Our second response to target #2, and perhaps the most important, is that if Protestants acknowledge that the Church erred in its judgment concerning the deuterocanonical books, then that means the Church could have erred in its judgment about those books that Protestants do accept to be God’s word. And with that potential error come grave consequences for a Protestant who adheres to sola scriptura.

Jimmy Akin states the problem this way:

If there is the possibility that books have been included in Scripture that shouldn’t be there—and multiple books were in doubt in the early centuries—then the foundations of Protestant theology are uncertain. False elements may have been introduced into data it rests upon, with potentially grave consequences. Similarly, if some inspired books were left out of the Protestant canon, important data would be missing, again with potentially grave consequences. Determining, precisely and with certainty, what belongs in Scripture is thus a critical priority for sola scriptura.

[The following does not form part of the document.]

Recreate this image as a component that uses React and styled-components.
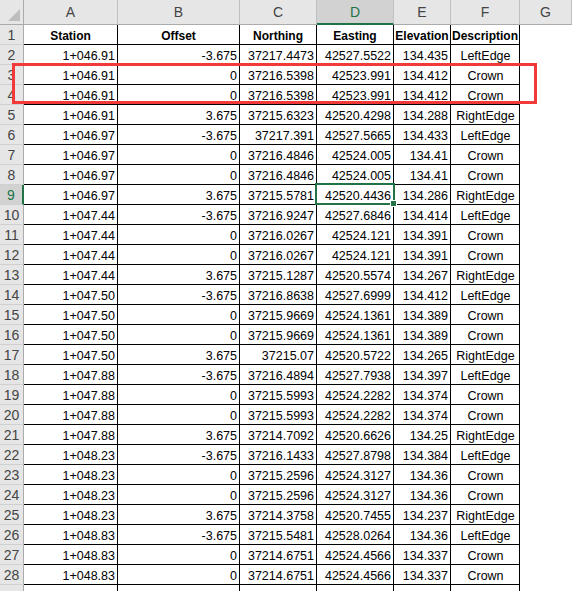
import styled, { createGlobalStyle } from "styled-components";

const GlobalStyle = createGlobalStyle`
  html, body {
    margin: 0;
    padding: 0;
    background: #ffffff;
    overflow: hidden;
  }
`;

const widths = [94, 122, 77, 77, 57, 69, 52];
const letters = ["A", "B", "C", "D", "E", "F", "G"];

const rows = [
  ["1+046.91", "-3.675", "37217.4473", "42527.5522", "134.435", "LeftEdge"],
  ["1+046.91", "0", "37216.5398", "42523.991", "134.412", "Crown"],
  ["1+046.91", "0", "37216.5398", "42523.991", "134.412", "Crown"],
  ["1+046.91", "3.675", "37215.6323", "42520.4298", "134.288", "RightEdge"],
  ["1+046.97", "-3.675", "37217.391", "42527.5665", "134.433", "LeftEdge"],
  ["1+046.97", "0", "37216.4846", "42524.005", "134.41", "Crown"],
  ["1+046.97", "0", "37216.4846", "42524.005", "134.41", "Crown"],
  ["1+046.97", "3.675", "37215.5781", "42520.4436", "134.286", "RightEdge"],
  ["1+047.44", "-3.675", "37216.9247", "42527.6846", "134.414", "LeftEdge"],
  ["1+047.44", "0", "37216.0267", "42524.121", "134.391", "Crown"],
  ["1+047.44", "0", "37216.0267", "42524.121", "134.391", "Crown"],
  ["1+047.44", "3.675", "37215.1287", "42520.5574", "134.267", "RightEdge"],
  ["1+047.50", "-3.675", "37216.8638", "42527.6999", "134.412", "LeftEdge"],
  ["1+047.50", "0", "37215.9669", "42524.1361", "134.389", "Crown"],
  ["1+047.50", "0", "37215.9669", "42524.1361", "134.389", "Crown"],
  ["1+047.50", "3.675", "37215.07", "42520.5722", "134.265", "RightEdge"],
  ["1+047.88", "-3.675", "37216.4894", "42527.7938", "134.397", "LeftEdge"],
  ["1+047.88", "0", "37215.5993", "42524.2282", "134.374", "Crown"],
  ["1+047.88", "0", "37215.5993", "42524.2282", "134.374", "Crown"],
  ["1+047.88", "3.675", "37214.7092", "42520.6626", "134.25", "RightEdge"],
  ["1+048.23", "-3.675", "37216.1433", "42527.8798", "134.384", "LeftEdge"],
  ["1+048.23", "0", "37215.2596", "42524.3127", "134.36", "Crown"],
  ["1+048.23", "0", "37215.2596", "42524.3127", "134.36", "Crown"],
  ["1+048.23", "3.675", "37214.3758", "42520.7455", "134.237", "RightEdge"],
  ["1+048.83", "-3.675", "37215.5481", "42528.0264", "134.36", "LeftEdge"],
  ["1+048.83", "0", "37214.6751", "42524.4566", "134.337", "Crown"],
  ["1+048.83", "0", "37214.6751", "42524.4566", "134.337", "Crown"],
];

const Sheet = styled.div`
  position: relative;
  width: 572px;
  height: 591px;
  overflow: hidden;
  background: #ffffff;
  font-family: "Liberation Sans", Arial, sans-serif;
  color: #000;
`;

const Row = styled.div`
  display: flex;
  height: ${(p) => (p.$head ? 25 : 20)}px;
`;

const Corner = styled.div`
  width: 24px;
  flex: none;
  box-sizing: border-box;
  background: #e6e6e6;
  border-right: 1px solid #ababab;
  border-bottom: 1px solid #ababab;
  display: flex;
  align-items: flex-end;
  justify-content: flex-end;
  padding: 0 3px 3px 0;
`;

const ColHead = styled.div`
  width: ${(p) => p.$w}px;
  flex: none;
  box-sizing: border-box;
  background: ${(p) => (p.$active ? "#d2d2d2" : "#e6e6e6")};
  border-right: 1px solid #c0c0c0;
  border-bottom: ${(p) => (p.$active ? "2px solid #217346" : "1px solid #ababab")};
  color: ${(p) => (p.$active ? "#217346" : "#444444")};
  font-size: 14px;
  display: flex;
  align-items: center;
  justify-content: center;
  padding-top: ${(p) => (p.$active ? 1 : 0)}px;
`;

const RowNum = styled.div`
  width: 24px;
  flex: none;
  box-sizing: border-box;
  background: ${(p) => (p.$active ? "#d2d2d2" : "#e6e6e6")};
  border-right: ${(p) => (p.$active ? "2px solid #217346" : "1px solid #ababab")};
  border-bottom: 1px solid #d0d0d0;
  color: ${(p) => (p.$active ? "#217346" : "#444444")};
  font-size: 14px;
  display: flex;
  align-items: center;
  justify-content: center;
`;

const Cell = styled.div`
  width: ${(p) => p.$w}px;
  flex: none;
  box-sizing: border-box;
  border-right: ${(p) => (p.$plain ? "none" : "1px solid #000")};
  border-bottom: ${(p) => (p.$plain ? "none" : "1px solid #000")};
  padding: ${(p) => (p.$bold ? "4px 0 0 0" : "4px 2px 0 3px")};
  font-size: ${(p) => (p.$bold ? 12 : 12.5)}px;
  font-weight: ${(p) => (p.$bold ? 700 : 400)};
  text-align: ${(p) => p.$align};
  white-space: nowrap;
  overflow: hidden;
  line-height: 15px;
`;

const Highlight = styled.div`
  position: absolute;
  left: 12px;
  top: 63px;
  width: 525px;
  height: 41px;
  box-sizing: border-box;
  border: 3px solid #f23a3a;
  pointer-events: none;
`;

const Selection = styled.div`
  position: absolute;
  left: 315px;
  top: 183px;
  width: 80px;
  height: 22px;
  box-sizing: border-box;
  border: 2px solid #217346;
`;

const FillHandle = styled.div`
  position: absolute;
  left: 390px;
  top: 200px;
  width: 7px;
  height: 7px;
  box-sizing: border-box;
  background: #217346;
  border: 1px solid #ffffff;
`;

const Partial = styled.div`
  display: flex;
  height: 6px;
`;

const PartialNum = styled.div`
  width: 24px;
  flex: none;
  box-sizing: border-box;
  background: #e6e6e6;
  border-right: 1px solid #ababab;
`;

const PartialCell = styled.div`
  width: ${(p) => p.$w}px;
  flex: none;
  box-sizing: border-box;
  border-right: ${(p) => (p.$plain ? "none" : "1px solid #000")};
`;

const headers = ["Station", "Offset", "Northing", "Easting", "Elevation", "Description"];

const align = (i) => (i === 5 ? "center" : "right");

export default function App() {
  return (
    <>
      <GlobalStyle />
      <Sheet>
        <Row $head>
          <Corner>
            <svg width="12" height="12" viewBox="0 0 12 12">
              <polygon points="0,12 12,0 12,12" fill="#bdbdbd" />
            </svg>
          </Corner>
          {letters.map((l, i) => (
            <ColHead key={l} $w={widths[i]} $active={l === "D"}>
              {l}
            </ColHead>
          ))}
        </Row>
        <Row>
          <RowNum>1</RowNum>
          {headers.map((h, i) => (
            <Cell key={h} $w={widths[i]} $align="center" $bold>
              {h}
            </Cell>
          ))}
          <Cell $w={widths[6]} $plain />
        </Row>
        {rows.map((r, ri) => (
          <Row key={ri}>
            <RowNum $active={ri + 2 === 9}>{ri + 2}</RowNum>
            {r.map((v, i) => (
              <Cell key={i} $w={widths[i]} $align={align(i)}>
                {v}
              </Cell>
            ))}
            <Cell $w={widths[6]} $plain />
          </Row>
        ))}
        <Partial>
          <PartialNum />
          {widths.map((w, i) => (
            <PartialCell key={i} $w={w} $plain={i === 6} />
          ))}
        </Partial>
        <Highlight />
        <Selection />
        <FillHandle />
      </Sheet>
    </>
  );
}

Now, a Protestant, following Sproul, might say the Church, although subject to error, didn’t in fact err in its judgment about the twenty-seven books of the New Testament. But again, how would he know that? What is the measure by which he measures the Church’s judgment to be in fact accurate in these cases? Again, a Protestant would have to answer these questions lest he be guilty of arbitrary selection.

In the end, I don’t think this route, taken by Godfrey, Ortlund, and Sproul, is favorable for a Protestant. If it’s safe to trust the people of God’s discernment of the New Testament canon, then it’s also safe to trust their discernment in other things—like the forty-six-book Old Testament canon and other revealed doctrines that many Protestants reject.

And if the discernment is fallible, then there’s a real possibility they were mistaken concerning the twenty-seven books of the New Testament and the thirty-nine books in a Protestant’s Old Testament canon. Such a margin of error is not a good foundation on which to build a belief that involves looking to those same books as your sole infallible rule of faith.